[The History of The Decline and Fall of the Roman Empire by Edward Gibbon]@TWC D-Link book
The History of The Decline and Fall of the Roman Empire

CHAPTER LXIII: Civil Wars And The Ruin Of The Greek Empire
1/33

CHAPTER LXIII: Civil Wars And The Ruin Of The Greek Empire .-- Part I.
Civil Wars, And Ruin Of The Greek Empire .-- Reigns Of Andronicus, The Elder And Younger, And John Palaeologus .-- Regency, Revolt, Reign, And Abdication Of John Cantacuzene .-- Establishment Of A Genoese Colony At Pera Or Galata .-- Their Wars With The Empire And City Of Constantinople.
The long reign of Andronicus [1] the elder is chiefly memorable by the disputes of the Greek church, the invasion of the Catalans, and the rise of the Ottoman power.

He is celebrated as the most learned and virtuous prince of the age; but such virtue, and such learning, contributed neither to the perfection of the individual, nor to the happiness of society A slave of the most abject superstition, he was surrounded on all sides by visible and invisible enemies; nor were the flames of hell less dreadful to his fancy, than those of a Catalan or Turkish war.
Under the reign of the Palaeologi, the choice of the patriarch was the most important business of the state; the heads of the Greek church were ambitious and fanatic monks; and their vices or virtues, their learning or ignorance, were equally mischievous or contemptible.

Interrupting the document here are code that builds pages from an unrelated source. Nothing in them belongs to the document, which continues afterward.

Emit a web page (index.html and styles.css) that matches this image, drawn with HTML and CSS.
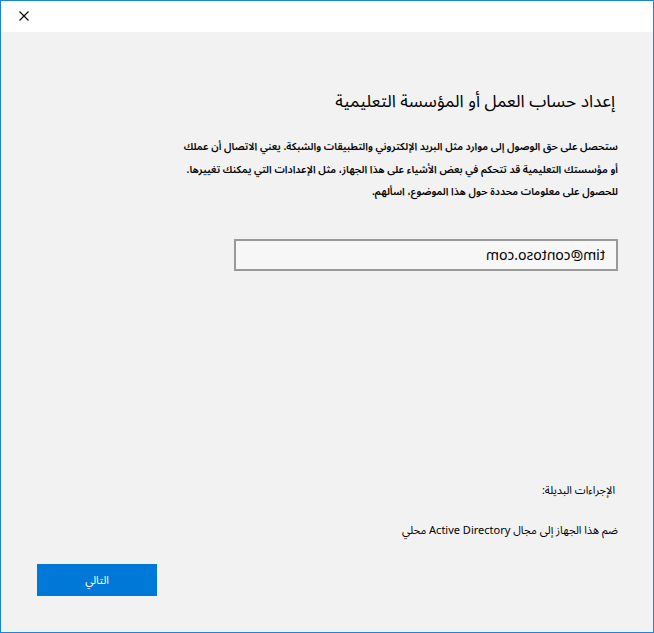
FILE: index.html
```html
<!DOCTYPE html>
<html lang="ar">
<head>
<meta charset="utf-8">
<title>إعداد حساب العمل أو المؤسسة التعليمية</title>
<link rel="stylesheet" href="styles.css">
</head>
<body>
<div class="window">
  <div class="titlebar">
    <svg class="close" width="10" height="10" viewBox="0 0 10 10" aria-label="إغلاق">
      <path d="M0.5 0.5 L9.5 9.5 M9.5 0.5 L0.5 9.5" stroke="#000" stroke-width="1.1" fill="none"/>
    </svg>
  </div>
  <div class="content" dir="rtl">
    <h1 class="title">إعداد حساب العمل أو المؤسسة التعليمية</h1>
    <p class="desc">ستحصل على حق الوصول إلى موارد مثل البريد الإلكتروني والتطبيقات والشبكة. يعني الاتصال أن عملك<br>أو مؤسستك التعليمية قد تتحكم في بعض الأشياء على هذا الجهاز، مثل الإعدادات التي يمكنك تغييرها.<br>للحصول على معلومات محددة حول هذا الموضوع، اسألهم.</p>
    <div class="field"><span class="mirror">tim@contoso.com</span></div>
    <div class="spacer"></div>
    <div class="alt-label">الإجراءات البديلة:</div>
    <div class="alt-link">ضم هذا الجهاز إلى مجال Active Directory محلي</div>
    <div class="actions"><button class="next">التالي</button></div>
  </div>
</div>
</body>
</html>
```
FILE: styles.css
```css
html, body {
  margin: 0;
  padding: 0;
}
body {
  font-family: "Noto Sans", "Noto Sans Arabic", sans-serif;
  color: #000;
}
.window {
  width: 654px;
  height: 633px;
  box-sizing: border-box;
  border: 1px solid #1a86d9;
  display: flex;
  flex-direction: column;
  background: #f2f2f2;
}
.titlebar {
  height: 31px;
  background: #ffffff;
  padding: 10px 0 0 18px;
  box-sizing: border-box;
  flex: none;
}
.close {
  display: block;
}
.content {
  flex: 1;
  display: flex;
  flex-direction: column;
  padding: 0 35px 36px 36px;
}
.title {
  margin: 55px 3px 0 0;
  font-family: "Noto Sans Arabic", sans-serif;
  font-size: 17.3px;
  font-weight: normal;
  line-height: 30px;
}
.desc {
  margin: 19px 0 0 0;
  font-family: "Noto Sans Arabic", sans-serif;
  font-size: 10.3px;
  line-height: 22.5px;
  font-weight: 600;
  white-space: nowrap;
}
.field {
  margin: 35px 0 0 0;
  width: 384px;
  height: 32px;
  box-sizing: border-box;
  border: 2px solid #999999;
  background: #f7f7f7;
  display: flex;
  align-items: center;
  padding: 0 11px;
  font-size: 14px;
}
.mirror {
  display: inline-block;
  transform: scaleX(-1);
  direction: ltr;
}
.spacer {
  flex: 1;
}
.alt-label {
  font-family: "Noto Sans", "Noto Sans Arabic", sans-serif;
  font-size: 11px;
  line-height: 20px;
  margin-right: 3px;
}
.alt-link {
  font-size: 11px;
  line-height: 20px;
  margin-top: 20px;
}
.actions {
  margin-top: 24px;
  display: flex;
  justify-content: flex-end;
}
.next {
  width: 120px;
  height: 32px;
  background: #0078d7;
  color: #fff;
  border: none;
  font-family: "Noto Sans Arabic", sans-serif;
  font-size: 11px;
  padding: 0;
}
```
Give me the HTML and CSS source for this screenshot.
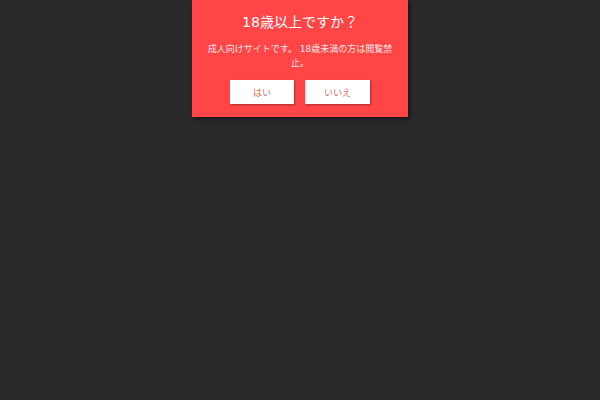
FILE: index.html
```html
<!DOCTYPE html>
<html lang="ja">
<head>
<meta charset="utf-8">
<title>年齢確認</title>
<link rel="stylesheet" href="styles.css">
</head>
<body>
<div class="overlay">
  <div class="modal">
    <h1 class="modal-title">18歳以上ですか？</h1>
    <p class="modal-text">成人向けサイトです。 18歳未満の方は閲覧禁止。</p>
    <div class="modal-actions">
      <button class="btn btn-yes">はい</button>
      <button class="btn btn-no">いいえ</button>
    </div>
  </div>
</div>
</body>
</html>
```
FILE: styles.css
```css
html, body {
  margin: 0;
  padding: 0;
  height: 100%;
}
body {
  background: #292929;
  font-family: "DejaVu Sans", "Noto Sans CJK JP", sans-serif;
}
.overlay {
  display: flex;
  justify-content: center;
  align-items: flex-start;
}
.modal {
  width: 216px;
  box-sizing: border-box;
  background: #ff4545;
  padding: 12px 12px 13px;
  box-shadow: 2px 2px 4px rgba(0, 0, 0, 0.45);
  text-align: center;
}
.modal-title {
  margin: 0;
  font-size: 14px;
  line-height: 20px;
  font-weight: normal;
  color: #fff;
}
.modal-text {
  margin: 10px 0 0;
  font-size: 9px;
  line-height: 14px;
  color: #fde6e6;
}
.modal-actions {
  margin-top: 10px;
  display: flex;
  justify-content: center;
  gap: 11px;
}
.btn {
  height: 24px;
  border: none;
  background: #fff;
  color: #d86a6a;
  font-family: inherit;
  font-size: 9px;
  padding: 0;
  box-shadow: 1px 1px 2px rgba(0, 0, 0, 0.35);
}
.btn-yes { width: 64px; }
.btn-no { width: 65px; }
```
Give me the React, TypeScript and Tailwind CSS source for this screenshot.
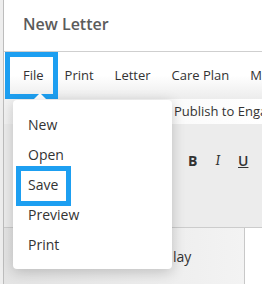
import React from "react";

export default function App() {
  const font = { fontFamily: '"Open Sans", "Noto Sans", sans-serif' };
  return (
    <div className="relative w-[262px] h-[284px] overflow-hidden bg-white flex" style={font}>
      <div className="w-[3px] h-full bg-[#eeeeee] border-r border-[#bdbdbd] box-content" />
      <div className="flex-1 flex flex-col min-w-0">
        <div className="h-[51px] flex items-center pl-[19px] shrink-0">
          <span className="text-[16px] font-semibold text-[#5b5b5b] leading-none pb-[4px]">New Letter</span>
        </div>
        <div className="h-px bg-[#cfcfcf] shrink-0" />
        <div className="h-[47px] flex items-center pl-[19px] gap-[21px] whitespace-nowrap text-[13px] text-[#333] bg-gradient-to-b from-white via-white to-[#ececec] shrink-0">
          <span>File</span>
          <span>Print</span>
          <span>Letter</span>
          <span>Care Plan</span>
          <span>Mi</span>
        </div>
        <div className="h-[25px] flex items-center pl-[170px] whitespace-nowrap text-[13px] text-[#333] bg-gradient-to-r from-[#f2f2f2] to-white shrink-0 overflow-hidden">
          Publish to Enga
        </div>
        <div className="h-[103px] bg-[#ececec] flex items-start pt-[26px] pl-[184px] gap-[18px] text-[14px] text-[#333] shrink-0">
          <span className="font-bold">B</span>
          <span className="italic font-serif">I</span>
          <span className="underline font-semibold">U</span>
        </div>
        <div className="h-px bg-[#cccccc] shrink-0" />
        <div className="flex-1 flex bg-[#ededed]">
          <div className="w-[241px] flex items-start pl-[169px] pt-[18px] text-[14px] text-[#333] bg-gradient-to-r from-[#e4e4e4] to-[#f3f3f3] border-r border-[#c8c8c8]">
            lay
          </div>
          <div className="flex-1 bg-white" />
        </div>
      </div>

      {/* File highlight */}
      <div className="absolute left-[5px] top-[52px] w-[53px] h-[47px] border-[5px] border-[#1d9ff1]" />
      {/* caret */}
      <div className="absolute left-[33px] top-[93px] w-0 h-0 border-l-[7px] border-r-[7px] border-b-[7px] border-l-transparent border-r-transparent border-b-white" />

      {/* dropdown */}
      <div className="absolute left-[13px] top-[100px] w-[159px] h-[169px] bg-white rounded-[4px] shadow-[0_3px_14px_rgba(0,0,0,0.2)] flex flex-col pt-[9px] text-[14px] text-[#333]">
        {["New", "Open", "Save", "Preview", "Print"].map((t) => (
          <div key={t} className="h-[30px] flex items-center pl-[15px]">
            {t}
          </div>
        ))}
      </div>

      {/* Save highlight */}
      <div className="absolute left-[16px] top-[166px] w-[55px] h-[40px] border-[5px] border-[#1d9ff1]" />
    </div>
  );
}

By his intemperate discipline, the patriarch Athanasius [2] excited the hatred of the clergy and people: he was heard to declare, that the sinner should swallow the last dregs of the cup of penance; and the foolish tale was propagated of his punishing a sacrilegious ass that had tasted the lettuce of a convent garden.

Driven from the throne by the universal clamor, Athanasius composed before his retreat two papers of a very opposite cast.

His public testament was in the tone of charity and resignation; the private codicil breathed the direst anathemas against the authors of his disgrace, whom he excluded forever from the communion of the holy trinity, the angels, and the saints.